RC: I think we’ll know that we’re effective not just when there’s a great many more people furious about the cuts and laying the blame at the feet of the Saskatchewan Party, but asking ever-broader and deeper questions. I think we’ve been successful at posing the question, “Why do any of these cuts need to happen?” and becoming a vehicle for people who agree that they don’t. But at the moment, I wonder if people are turning to traditional answers for why the cuts happened, that it’s just all about the “lack of compassion” of conservatives, or the Saskatchewan Party’s corruption. But we know that neoliberalism is a force that turns even well-intentioned governments away from policies which truly serve everyone.

I think we are nudging concepts like “austerity” and “neoliberalism” into the conversation, but at the moment, I think these are still interpreted to simply mean policy choices made by greedy people, as opposed to destructive tendencies within colonial capitalism itself.

The second thing that I think will convince people is if we, or some movement that arises, successfully initiates a conversation beyond just “stopping the cuts,” or restoring cut services – returning to an already-degraded status quo. I think we are nudging concepts like “austerity” and “neoliberalism” into the conversation, but at the moment, I think these are still interpreted to simply mean policy choices made by greedy people, as opposed to destructive tendencies within colonial capitalism itself.

I think if it becomes more obvious that colonial capitalism always has these serious flaws that work against the interests of most ordinary people, and you need a powerful people’s movement or movements to fight for ordinary people’s common interests, then yeah – I think Stop the Cuts, or whatever it might evolve into, will be relevant and strong.

As mobilization continues, there has been a lot of discussion about what tactics are “suitable” when it comes to resistance. What makes anti-austerity resistance effective?

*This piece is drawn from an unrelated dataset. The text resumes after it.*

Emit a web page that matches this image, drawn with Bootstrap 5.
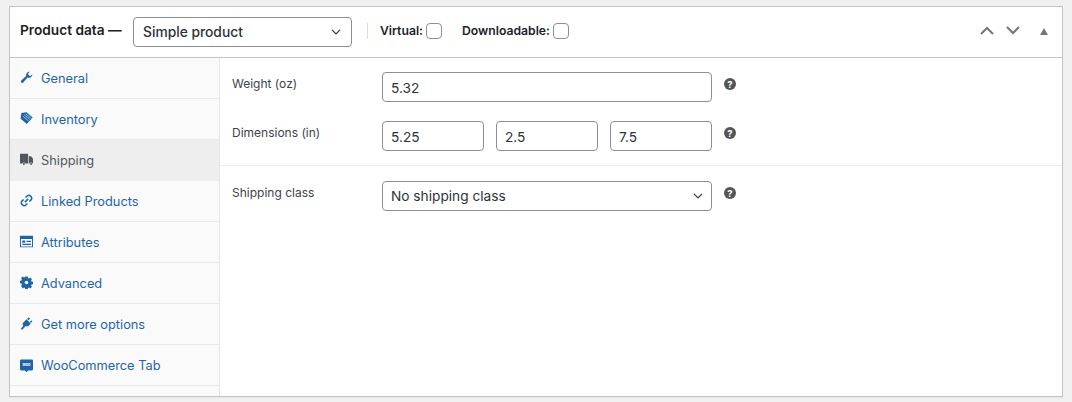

EB: To someone who doesn’t realize that an effect of hollowing out the student loan programs means that some students will be unable to pay for food while they write exams, blocking cars from entering a cash-for-access dinner may seem extreme and unnecessary. But to those whose lives are directly harmed, the stakes are high: people are fighting to be seen and heard because their lives and well-being are endangered. When you make enough noise and flash enough lights, you’re bound to be noticed. And I’ll be damned if that’s not the point.

AC: There is no one way to fight austerity. Northerners have recently been very collegial and peaceful in dealing with government on various issues, but the truth is we are not being heard when we take this approach. Being more aggressive gets attention but also criticism.  

RC: I think that this has been such an admirable feature of Stop the Cuts, as a loose movement – avowing confrontational protest, getting in the way, and refusing to be “protest-shamed.” Right-wing and conservative voices in the press try to demonize the movement through denunciation of us as “violent” (particularly for the aforementioned April 27 protest, which was confrontational, but wasn’t any worse than a picket-line scuffle). And the conservative media environment reliably ignores us or sensationalizes protester behaviour, which confuses a lot of people about the positive role of a confrontational movement. In spite of this, I think we’re discovering that our willingness to bird-dog public appearances of the Saskatchewan Party (for example) actually emboldens people and keeps them interested in what we are doing, as opposed to feeling resigned that the Sask. Party is just going to once again steamroll over everybody and get its way.

The Sask. Party’s approval ratings have plummeted from 62 per cent at the time of the 2016 election to a record low of 44 per cent in April 2017. But while the Sask. Party has taken a hit, the NDP in this province hasn’t posed a significant or inspiring challenge to the government’s agenda. Does this matter? What should we expect of electoral politics in resisting austerity?

EB: The Saskatchewan NDP has been in a rebuilding period since losing its 16-year run in government to the Saskatchewan Party in 2007. I don’t think it’s the place of Stop the Cuts – or any grassroots movement – to endorse political parties. Though the NDP appears to be the best available alternative to the Sask. Party, the grassroots left has to hold all political leaders accountable.

RC: I side pretty bluntly with the idea that people’s real political power is in self-organized, autonomous movements of our own creation. This is at odds with where many progressive people seem to think the power is – a social democratic party at the helm of government. At best, a sympathetic government might supplement our movements, but it will only ever have courage to act on the desires of working and marginalized peoples, and against the interests of capital, when we build and sustain strong, active movements apart from existing political parties. In the history and literature of my union (the IWW), we often talk about the necessity of building “dual power,” or building power outside of electoral politics, and letting the NDP, or other progressive/quasi-socialist parties, lose or gain power based on their willingness to implement the movement’s demands.

We’ve seen some inspiring anti-austerity movements across the world. For example, Corbyn’s gains in the U.K. is one example of a politician responding to a broad anti-austerity movement by making decisions “for the many, not the few.” Is there anything particular that you think Stop the Cuts should learn or borrow from, either from other places, or from our past?

AC: When I returned to Saskatchewan in 1991 after studying for four years in Toronto, I joined my father, then president of the Saskatchewan Government and General Employees’ Union (SGEU), in huge protests against the Progressive Conservative government of Grant Devine. Workers were angry at Devine’s government for implementing Fair Share – a plan to disperse civil servants from Regina to small towns across Saskatchewan, ostensibly to boost rural economies. As a student, I had witnessed and participated in many protests in Toronto, but the Saskatchewan protests were different. People were fighting for the whole province and not just one issue. I think we need to recapture that spirit and we are getting there.

CM: We cannot be afraid of demanding what is right and fair for our communities. I’m resistant to the ideas that we are to not upset the herd, that we should go along to get along, or that we can be content with gradual changes. Choosing to take courageous positions is what ignites fires in the heart.